I do appreciate that my parents, my in-laws, my friends, and others I have met over the last few years have core convictions. What would we be without core convictions? They shape us. Guide us.

Genuinely, I do appreciate the difficulty that we have experienced over the last few years. This has been no easy thing to maneuver. Tempers have flared. Distrust grew. Impatience experienced. Relationship rifts are understandable. I can even understand why doors were closed or will close.

It seems that everyone knows where I stand.

But our relationship can be resumed. I am not going to require any apologies from anyone, I am not going to demean anyone, I am not going to destroy anyone who wants to resume their relationship with me.

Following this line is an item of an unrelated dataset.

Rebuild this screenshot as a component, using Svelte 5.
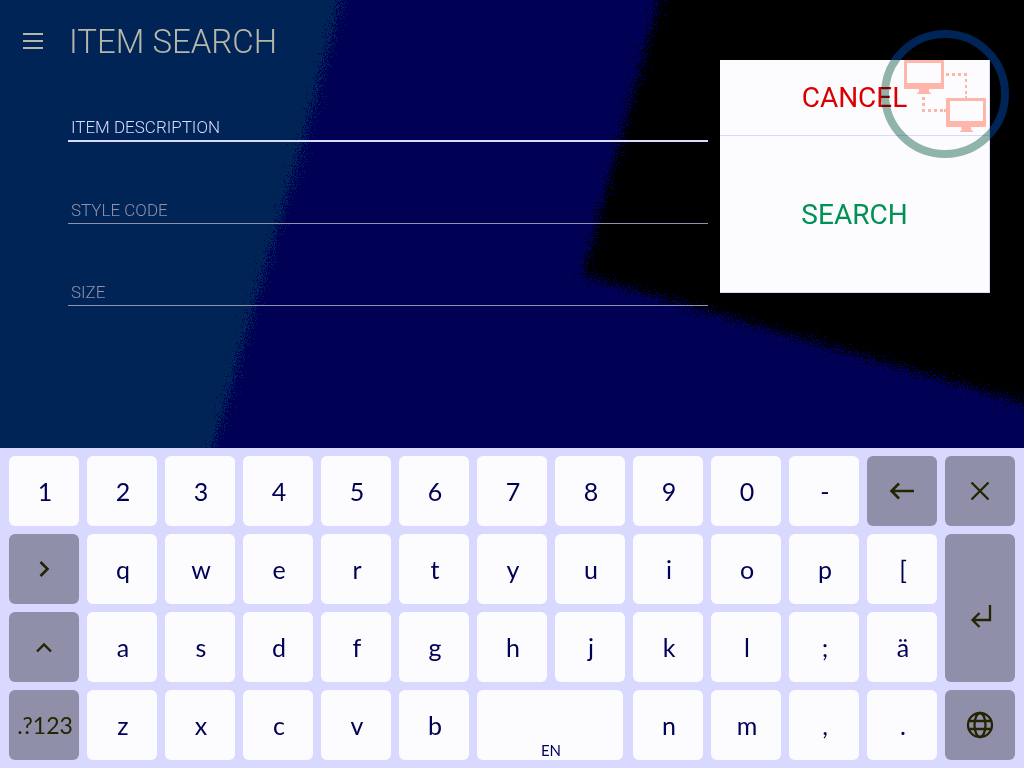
<script>
  const keys = [
    ...[...'1234567890-'].map((c) => ({ label: c })),
    { icon: 'back', name: 'Backspace' },
    { icon: 'close', name: 'Close keyboard' },
    { icon: 'next', name: 'Next' },
    ...[...'qwertyuiop['].map((c) => ({ label: c })),
    { icon: 'enter', name: 'Enter', tall: true },
    { icon: 'shift', name: 'Shift' },
    ...[...'asdfghjkl;ä'].map((c) => ({ label: c })),
    { label: '.?123', dark: true },
    ...[...'zxcvb'].map((c) => ({ label: c })),
    { label: 'EN', space: true },
    ...[...'nm,.'].map((c) => ({ label: c })),
    { icon: 'globe', name: 'Language' }
  ];

  const fields = [
    { id: 'description', label: 'ITEM DESCRIPTION', active: true },
    { id: 'style', label: 'STYLE CODE' },
    { id: 'size', label: 'SIZE' }
  ];
</script>

<div class="screen">
  <section class="top">
    <svg class="backdrop" viewBox="0 0 1024 448" preserveAspectRatio="none" aria-hidden="true">
      <defs>
        <filter id="grain" filterUnits="userSpaceOnUse" x="-40" y="-40" width="1104" height="528" color-interpolation-filters="sRGB">
          <feTurbulence type="fractalNoise" baseFrequency="0.9" numOctaves="2" seed="4" result="noise" />
          <feDisplacementMap in="SourceGraphic" in2="noise" scale="40" xChannelSelector="R" yChannelSelector="G" />
        </filter>
      </defs>
      <g filter="url(#grain)" shape-rendering="crispEdges">
        <polygon points="-40,-40 352,-40 341,0 304,140 254,305 213,448 201,488 -40,488" fill="#002455" />
        <polygon points="670,-40 659,0 583,275 1024,403 1064,414 1064,-40" fill="#000" />
      </g>
    </svg>

    <main>
      <header>
        <button class="menu" aria-label="Menu">
          <svg width="20" height="16" viewBox="0 0 20 16"><path d="M0 1h20M0 8h20M0 15h20" stroke="#b6b6aa" stroke-width="2" /></svg>
        </button>
        <h1>ITEM SEARCH</h1>
      </header>
      <form>
        {#each fields as f}
          <div class="field" class:active={f.active}>
            <label for={f.id}>{f.label}</label>
            <input id={f.id} type="text" />
          </div>
        {/each}
      </form>
    </main>

    <aside>
      <button class="cancel">CANCEL</button>
      <button class="search">SEARCH</button>
      <svg class="network" width="128" height="128" viewBox="0 0 128 128" aria-hidden="true">
        <defs>
          <clipPath id="outside"><path d="M0 0H128V128H109V30H0Z" /></clipPath>
          <clipPath id="inside"><path d="M0 30H109V128H0Z" /></clipPath>
        </defs>
        <circle cx="64" cy="64" r="60" fill="none" stroke="#002455" stroke-width="8" clip-path="url(#outside)" />
        <circle class="tint" cx="64" cy="64" r="60" fill="none" stroke="#92b6aa" stroke-width="8" clip-path="url(#inside)" />
        <g fill="#ffb6aa">
          <path fill-rule="evenodd" d="M24 30h38q1 0 1 1v27q0 1-1 1H24q-1 0-1-1V31q0-1 1-1ZM26 33v20h34V33Z" />
          <path d="M38 59h10v3l2 1v1H36v-1l2-1Z" />
          <path fill-rule="evenodd" d="M66 68h38q1 0 1 1v27q0 1-1 1H66q-1 0-1-1V69q0-1 1-1ZM69 71v20h33V71Z" />
          <path d="M80 97h10v3l2 1v1H79v-1l2-1Z" />
          <path d="M65 43h3v3h-3zM71 43h3v3h-3zM77 43h3v3h-3zM83 43h3v3h-3zM84 49h2v3h-2zM84 55h2v3h-2zM84 61h2v3h-2zM84 66h2v2h-2z" />
          <path d="M41 67h3v3h-3zM41 73h3v3h-3zM41 79h3v3h-3zM47 79h3v3h-3zM53 79h3v3h-3zM59 79h3v3h-3zM63 79h2v3h-2z" />
        </g>
      </svg>
    </aside>
  </section>

  <section class="keyboard" aria-label="Keyboard">
    {#each keys as k}
      <button class="key" class:dark={k.icon || k.dark} class:tall={k.tall} class:space={k.space} class:code={k.dark} aria-label={k.name}>
        {#if k.icon}
          <svg width="30" height="30" viewBox="0 0 30 30" fill="none" stroke="#242400" stroke-width="2.6">
            {#if k.icon === 'back'}
              <path d="M27 15H4M12 7.500 4.500 15 12 22.500" />
            {:else if k.icon === 'close'}
              <path d="M6.500 6.500 23.500 23.500M23.500 6.500 6.500 23.500" stroke-width="2.3" />
            {:else if k.icon === 'next'}
              <path d="M11.500 8 18.500 15 11.500 22" />
            {:else if k.icon === 'shift'}
              <path d="M8 19.500 15 12.500 22 19.500" stroke-width="2.3" />
            {:else if k.icon === 'enter'}
              <path d="M25 12V27H8M14.500 20 7.500 27 14.500 34" stroke-width="2.3" />
            {:else}
              <circle cx="15" cy="15" r="12" stroke-width="2.3" />
              <ellipse cx="15" cy="15" rx="5.500" ry="12" stroke-width="2.3" />
              <path d="M4 11H26M4 19H26" stroke-width="2.3" />
            {/if}
          </svg>
        {:else}
          {k.label}
        {/if}
      </button>
    {/each}
  </section>
</div>

<style>
  :global(body) { margin: 0; background: #d9d9ff; }
  * { box-sizing: border-box; }
  .screen {
    min-height: 100vh;
    display: flex;
    flex-direction: column;
    font-family: Roboto, "Liberation Sans", sans-serif;
    font-weight: 300;
  }
  button { border: 0; padding: 0; margin: 0; background: none; font: inherit; color: inherit; }
  .top {
    position: relative;
    flex: 1;
    display: grid;
    grid-template-columns: 1fr 270px;
    align-items: start;
    gap: 12px;
    padding-right: 34px;
    background: #000055;
  }
  .backdrop { position: absolute; inset: 0; width: 100%; height: 100%; overflow: hidden; }
  main, aside { position: relative; }
  header { display: flex; align-items: center; padding-top: 22px; }
  .menu { width: 69px; height: 38px; padding-left: 23px; display: flex; align-items: center; }
  h1 { margin: 0; padding-top: 2px; font-size: 33px; line-height: 36px; font-weight: 300; color: #b6b6aa; }
  form { padding-left: 68px; }
  .field { display: grid; height: 82px; align-items: end; color: #9292aa; }
  .field label, .field input { grid-area: 1 / 1; }
  label { padding: 0 0 4px 3px; font-size: 17px; line-height: 20px; }
  input {
    width: 100%;
    height: 36px;
    padding: 0 4px;
    border: 0;
    border-bottom: 1px solid #9292aa;
    outline: 0;
    background: none;
    font: inherit;
    color: inherit;
  }
  .active { color: #dbdbff; }
  .active label { padding-bottom: 5px; }
  .active input { border-bottom: 2px solid #dbdbff; }
  aside {
    margin-top: 60px;
    display: flex;
    flex-direction: column;
    background: #fcfcff;
    border: solid #d9d9ff;
    border-width: 0 1px 1px 0;
    font-size: 28px;
    font-weight: 400;
  }
  .cancel { height: 76px; border-bottom: 1px solid #d9d9ff; color: #db0000; }
  .search { height: 156px; color: #009255; }
  .network { position: absolute; top: -30px; right: -20px; pointer-events: none; }
  .tint { mix-blend-mode: multiply; }
  .keyboard {
    display: grid;
    grid-template-columns: repeat(13, 1fr);
    grid-auto-rows: 70px;
    gap: 8px;
    padding: 8px 9px;
    background: #d9d9ff;
    font-family: Lato, "Liberation Sans", sans-serif;
    font-size: 25px;
    font-weight: 400;
    color: #000055;
  }
  .key {
    display: flex;
    align-items: center;
    justify-content: center;
    padding-left: 2px;
    border-radius: 6px;
    background: #fcfcff;
  }
  .dark { padding: 0; background: #908faa; color: #242400; }
  .dark svg { overflow: visible; }
  .code { font-size: 23px; padding-left: 2px; }
  .tall { grid-row: span 2; }
  .space { grid-column: span 2; margin-right: 2px; align-items: flex-end; font-size: 15px; line-height: 20px; }
</style>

Like I have explained in this Installment, because I respect the personhood of the individual, the situation that I have experienced may have caused you to close the door to our relationship, but if the door was closed, it was you who closed the door, not I.

Because of that, I cannot open what you have closed. To do so violates not only your personhood but any conditions that you may have put on our relationship.

I am not being mean, I am not being resentful, I am not being difficult. I am respecting your wishes, anything less devalues you as a person.

Yet, I remain approachable and I desire reconciliation. I want to resume and continue our personal and family relationships. But I am resolute, and I am convinced about winning another wife.

Why?

Because I love my family, in-laws and all. Family is that important. Family is our foundation.

Family is worth struggling through turmoil, because family is worth the struggle.

I have expressed that I want to be in your life. However, for you who have already closed the doors, it is you who have to let me know that you want me in your life.

My heart is for bringing the family together. But I can’t beg for it, you have to believe it for yourself. With God, all things are possible, which is why I am hopeful.

It is my constant expectation and prayer that you will reopen a closed door, reconnect and be part of my and my family’s life.